Pyrolysis regulation of ZIF-8 to construct a robust multifunctional N-doped macroporous carbon for lipase immobilization

Abstract

Pyrolyzing ZIF-8 into N-doped carbon is now inspiring new potential of ZIF-8 for extensive applications. However, the exploration of such ZIF-8-derived carbon for biotechnological applications has been rarely investigated, especially in this context that imidazole derivatives are of rich functionality in life science.

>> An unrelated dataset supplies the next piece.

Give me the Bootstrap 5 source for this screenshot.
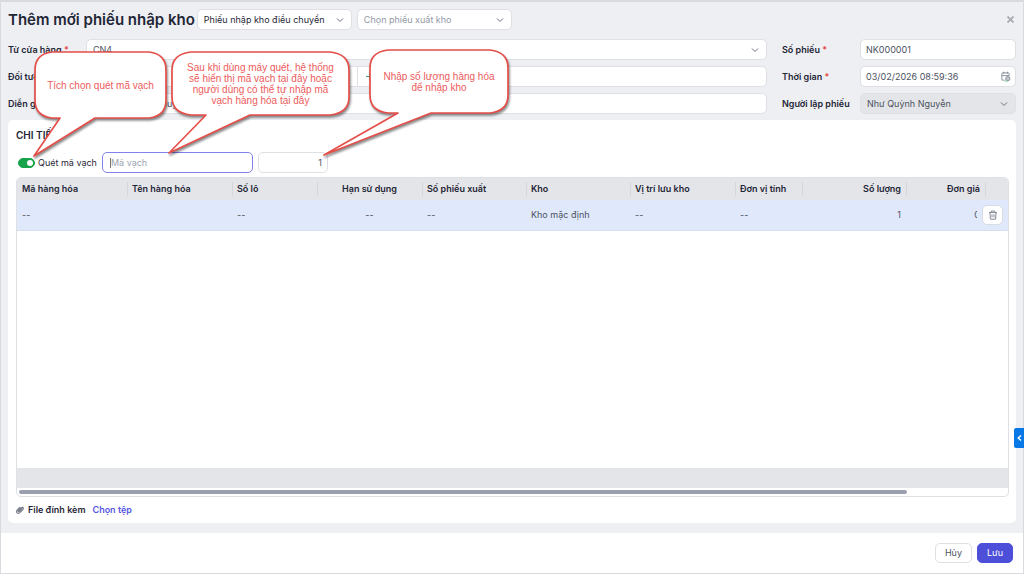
<!DOCTYPE html>
<html lang="vi">
<head>
<meta charset="utf-8">
<meta name="viewport" content="width=device-width, initial-scale=1">
<title>Thêm mới phiếu nhập kho</title>
<link rel="stylesheet" href="https://cdn.jsdelivr.net/npm/bootstrap@5.3.0/dist/css/bootstrap.min.css">
<style>
:root { --page: #eeeff3; --line: #dfe0e4; --ink: #1f2636; --soft: #4b5260; --brand: #4d4fd9; --call: #e54f4a; }
body { font-family: Inter, "Noto Sans", sans-serif; font-size: 9px; line-height: 12px; color: var(--ink); background: var(--page); }
.screen { border: 1px solid #d9dadf; border-top-width: 2px; }
.page-head { padding: 7px 9px 0 7px; gap: 2px; }
.page-head h1 { font-size: 15px; line-height: 21px; font-weight: 600; margin: 0; }
.kinds { gap: 5px; }
.field { height: 21px; min-height: 0; padding: 0 5px; font-size: 9px; line-height: 12px; color: var(--soft); border: 1px solid var(--line); border-radius: 5px; background-color: #fff; }
select.field { padding-left: 6px; padding-right: 18px; background-image: url("data:image/svg+xml,%3Csvg xmlns='http://www.w3.org/2000/svg' viewBox='0 0 16 16'%3E%3Cpath fill='none' stroke='%236b7280' stroke-width='2' d='M2 5l6 6 6-6'/%3E%3C/svg%3E"); background-size: 8px 8px; background-position: right 7px center; }
.field:disabled { background-color: #e4e5e9; opacity: 1; }
.field::placeholder { color: #9da3b0; opacity: 1; }
.kind { width: 155px; color: var(--ink); }
.kind.field-muted { color: #9298a5; }
.icon-btn { border: 0; padding: 0; background: none; line-height: 0; }
.form-zone { padding: 9px 7px 6px; gap: 15px; }
.form-side { width: 234px; }
.form-rows { gap: 6px; }
.form-rows label { width: 78px; flex: none; font-weight: 600; white-space: nowrap; }
.req { color: #e5483f; }
.input-group > .party { flex: 0 0 40%; }
.input-group > .plus { padding: 0 8px; line-height: 0; }
.memo { text-decoration: underline wavy #e66 1px; }
.cal { right: 5px; }
.detail { margin: 0 7px 10px; padding: 7px 7px 7px 8px; border-radius: 5px; background: #fff; }
.detail h2 { font-size: 10px; line-height: 16px; font-weight: 600; margin: 0 0 9px; }
.scan { gap: 5px; margin-bottom: 4px; }
.scan .form-switch { gap: 3px; min-height: 0; }
.scan .form-check-input { width: 17px; height: 10px; margin: 0 0 0 2px; border-color: #16a34a; background-color: #16a34a; float: none; }
.scan .code { width: 151px; border-color: #8183ea; padding-left: 8px; background-image: linear-gradient(#777, #777); background-size: 1px 10px; background-position: 7px center; background-repeat: no-repeat; }
.scan .count { width: 70px; }
.grid-box { border: 1px solid var(--line); border-radius: 5px; overflow: hidden; }
.items { table-layout: fixed; width: 100%; white-space: nowrap; }
.items th { height: 22px; padding: 0 5px; font-weight: 600; background: #e4e5e9; position: relative; }
.items th + th::before { content: ""; position: absolute; left: 0; top: 4px; bottom: 4px; border-left: 1px solid #d5d7db; }
.items td { height: 30px; padding: 0 5px; color: var(--soft); background: #e0e8fb; border-bottom: 1px solid #d8deec; overflow: hidden; }
.items td.act { position: sticky; right: 0; padding: 0; overflow: visible; }
.items td.act::before { content: ""; position: absolute; top: 0; bottom: 0; left: -7px; width: 7px; background: #e0e8fb; }
.trash { width: 21px; height: 20px; border: 1px solid #d9dbe2; border-radius: 5px; background: #fff; margin-left: -2px; display: grid; place-items: center; padding: 0; position: relative; }
.sum-row { height: 20px; background: #e4e5e9; }
.track { height: 8px; padding: 2px; }
.thumb { height: 4px; width: 90%; border-radius: 2px; background: #9ca0ae; }
.attach { gap: 4px; padding-top: 7px; font-weight: 600; }
.attach a { color: #5557e2; text-decoration: none; margin-left: 3px; }
.page-foot { background: #fff; padding: 10px; gap: 5px; }
.page-foot button { height: 20px; padding: 0 9px; font-size: 9px; line-height: 12px; border-radius: 5px; }
.cancel { border: 1px solid var(--line); background: #fff; color: var(--soft); }
.save { border: 1px solid var(--brand); background: var(--brand); color: #fff; }
.side-tab { position: absolute; right: -1px; top: 426px; width: 10px; height: 20px; border: 0; padding: 0; background: #0878e6; border-radius: 2px 0 0 2px; display: grid; place-items: center; }
.note { position: absolute; display: flex; align-items: center; justify-content: center; text-align: center; font: 10px/11px "Liberation Sans", Arial, sans-serif; color: #ec5b5c; }
.note svg { position: absolute; left: 0; top: 0; overflow: visible; filter: drop-shadow(1px 2px 1px rgba(0,0,0,.45)); }
.note path { fill: #fff; stroke: var(--call); stroke-width: 1.7; stroke-linejoin: round; }
.note span { position: relative; white-space: nowrap; }
.note-a { left: 34px; top: 50px; width: 131px; height: 66px; }
.note-b { left: 171px; top: 50px; width: 177px; height: 63px; }
.note-c { left: 369px; top: 48px; width: 138px; height: 63px; }
</style>
<script src="https://cdn.jsdelivr.net/npm/bootstrap@5.3.0/dist/js/bootstrap.bundle.min.js"></script>
</head>
<body>
<main class="screen position-relative d-flex flex-column min-vh-100">
  <header class="page-head d-flex align-items-center">
    <h1>Thêm mới phiếu nhập kho</h1>
    <div class="kinds d-flex">
      <select class="form-select field kind" aria-label="Loại phiếu"><option>Phiếu nhập kho điều chuyển</option></select>
      <select class="form-select field kind field-muted" aria-label="Phiếu xuất kho"><option>Chọn phiếu xuất kho</option></select>
    </div>
    <button class="icon-btn ms-auto" type="button" aria-label="Đóng"><svg width="7" height="7" viewBox="0 0 7 7"><path d="M.5.5l6 6M6.5.5l-6 6" stroke="#a5a8af" stroke-width="1.7"/></svg></button>
  </header>

  <section class="form-zone d-flex">
    <div class="form-rows flex-grow-1 d-flex flex-column">
      <div class="d-flex align-items-center"><label for="store">Từ cửa hàng <span class="req">*</span></label>
        <select id="store" class="form-select field"><option>CN4</option></select></div>
      <div class="d-flex align-items-center"><label for="party">Đối tượng</label>
        <div class="input-group flex-nowrap">
          <input id="party" class="form-control field party" type="text">
          <button class="field plus" type="button" aria-label="Thêm đối tượng"><svg width="7" height="7" viewBox="0 0 7 7"><path d="M3.5 0v7M0 3.5h7" stroke="#35a466"/></svg></button>
          <input class="form-control field" type="text" aria-label="Tên đối tượng">
        </div></div>
      <div class="d-flex align-items-center"><label for="memo">Diễn giải</label>
        <input id="memo" class="form-control field memo" type="text" value="Nhập kho điều chuy" spellcheck="false"></div>
    </div>
    <div class="form-side form-rows d-flex flex-column">
      <div class="d-flex align-items-center"><label for="num">Số phiếu <span class="req">*</span></label>
        <input id="num" class="form-control field" type="text" value="NK000001"></div>
      <div class="d-flex align-items-center position-relative"><label for="time">Thời gian <span class="req">*</span></label>
        <input id="time" class="form-control field" type="text" value="03/02/2026 08:59:36">
        <svg class="cal position-absolute" width="11" height="11" viewBox="0 0 12 12" fill="none" stroke="#858b98"><path d="M10 5V3Q10 2 9 2H3Q2 2 2 3v6q0 1 1 1h2M4 .8v2.4M8 .8v2.4M2 5h8"/><circle cx="8.5" cy="8.3" r="2.3" fill="#c3c7ce"/><path d="M5 11h4" stroke="#79c596"/></svg></div>
      <div class="d-flex align-items-center"><label for="maker">Người lập phiếu</label>
        <select id="maker" class="form-select field" disabled><option>Như Quỳnh Nguyễn</option></select></div>
    </div>
  </section>

  <section class="detail flex-grow-1 d-flex flex-column">
    <h2>CHI TIẾT</h2>
    <div class="scan d-flex align-items-center">
      <div class="form-check form-switch d-flex align-items-center p-0 m-0">
        <input class="form-check-input" type="checkbox" role="switch" id="scan" checked><label for="scan">Quét mã vạch</label>
      </div>
      <input class="form-control field code" type="text" placeholder="Mã vạch" aria-label="Mã vạch">
      <input class="form-control field count text-end" type="text" value="1" aria-label="Số lượng quét">
    </div>
    <div class="grid-box flex-grow-1 d-flex flex-column">
      <table class="items">
        <colgroup><col style="width:110px"><col style="width:105px"><col style="width:85px"><col style="width:105px"><col style="width:104px"><col style="width:104px"><col style="width:105px"><col style="width:67px"><col style="width:104px"><col style="width:79px"><col style="width:24px"></colgroup>
        <thead><tr><th>Mã hàng hóa</th><th>Tên hàng hóa</th><th>Số lô</th><th class="text-center">Hạn sử dụng</th><th>Số phiếu xuất</th><th>Kho</th><th>Vị trí lưu kho</th><th>Đơn vị tính</th><th class="text-end">Số lượng</th><th class="text-end">Đơn giá</th><th></th></tr></thead>
        <tbody><tr><td>--</td><td></td><td>--</td><td class="text-center">--</td><td>--</td><td>Kho mặc định</td><td>--</td><td>--</td><td class="text-end">1</td><td class="text-end">0</td>
          <td class="act"><button class="trash" type="button" aria-label="Xóa dòng"><svg width="10" height="10" viewBox="0 0 10 10" fill="none" stroke="#858b97"><path d="M1 2.5h8M3.3 2.5V1h3.4v1.5M2 2.5l.4 6.7h5.2L8 2.5M4 4.3v3M6 4.3v3"/></svg></button></td></tr></tbody>
      </table>
      <div class="flex-grow-1"></div>
      <div class="sum-row"></div>
      <div class="track"><div class="thumb"></div></div>
    </div>
    <div class="attach d-flex align-items-center">
      <svg width="8" height="8" viewBox="0 0 9 9" fill="none" stroke="#7b808d" stroke-width="1.3" stroke-linecap="round"><path d="M6.8 3L3.6 6.2Q2.8 6.8 2.4 6.2T2.8 5L5.9 2Q7 1 7.9 1.8T7.7 4L4.4 7.4Q2.6 8.9 1.2 7.7T1.4 4.5L4.3 1.7"/></svg>
      <span>File đính kèm</span><a href="#">Chọn tệp</a>
    </div>
  </section>

  <footer class="page-foot d-flex justify-content-end">
    <button class="cancel" type="button">Hủy</button>
    <button class="save" type="button">Lưu</button>
  </footer>

  <button class="side-tab" type="button" aria-label="Mở bảng bên"><svg width="5" height="6" viewBox="0 0 5 6"><path d="M4 .5L1.2 3 4 5.5" fill="none" stroke="#fff" stroke-width="1.4"/></svg></button>

  <div class="note note-a"><svg width="131" height="66"><path d="M17 0H114Q131 2 131 18V48Q131 64 114 66H60L-1 104 25 66H17Q0 64 0 48V18Q0 2 17 0Z"/></svg><span>Tích chọn quét mã vạch</span></div>
  <div class="note note-b"><svg width="177" height="63"><path d="M19 0H158Q177 2 177 18V45Q177 61 158 63H78L-3 101 34 63H19Q0 61 0 45V18Q0 2 19 0Z"/></svg><span>Sau khi dùng máy quét, hệ thống<br>sẽ hiển thị mã vạch tại đây hoặc<br>người dùng có thể tự nhập mã<br>vạch hàng hóa tại đây</span></div>
  <div class="note note-c"><svg width="138" height="63"><path d="M18 0H120Q138 2 138 18V45Q138 61 120 63H61L-46 105 28 63H18Q0 61 0 45V18Q0 2 18 0Z"/></svg><span>Nhập số lượng hàng hóa<br>để nhập kho</span></div>
</main>
</body>
</html>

Herein, we reported a facile temperature-dependent pyrolysis method to achieve the effective N-doping in ZIF-8-derived macroporous carbon, which was systematically investigated for the immobilization of lipase from Thermomyces lanuginosus (TLL) in biodiesel production. MNC-600 (macroporous N-doped carbon derived at 600 °C) exhibited the best immobilization performance, with the highest specific activity of 190.6 U mg−1, a 36.9% increase than free TLL. Moreover, MNC-600@TLL showed superior effectiveness and robustness in biodiesel production. A much faster rate of conversion and the highest biodiesel yield of 87.4% were observed. After eight successive batches of recycling, MNC-600@TLL retained 93.4% of its initial activity. XPS analysis revealed the evolution of N species during the pyrolysis of ZIF-8. It was proposed that the abundant doping of pyrrolic N species played a major role in the surprising performance of MNC-600, mainly through hydrogen bonding interactions, which simultaneously realized the activation of reactants as well as the in-situ hydrophobization of biocatalyst. This report is anticipated to pave a way for the exploration of ZIF-8-derived N-doped carbon for extensive biotechnological applications.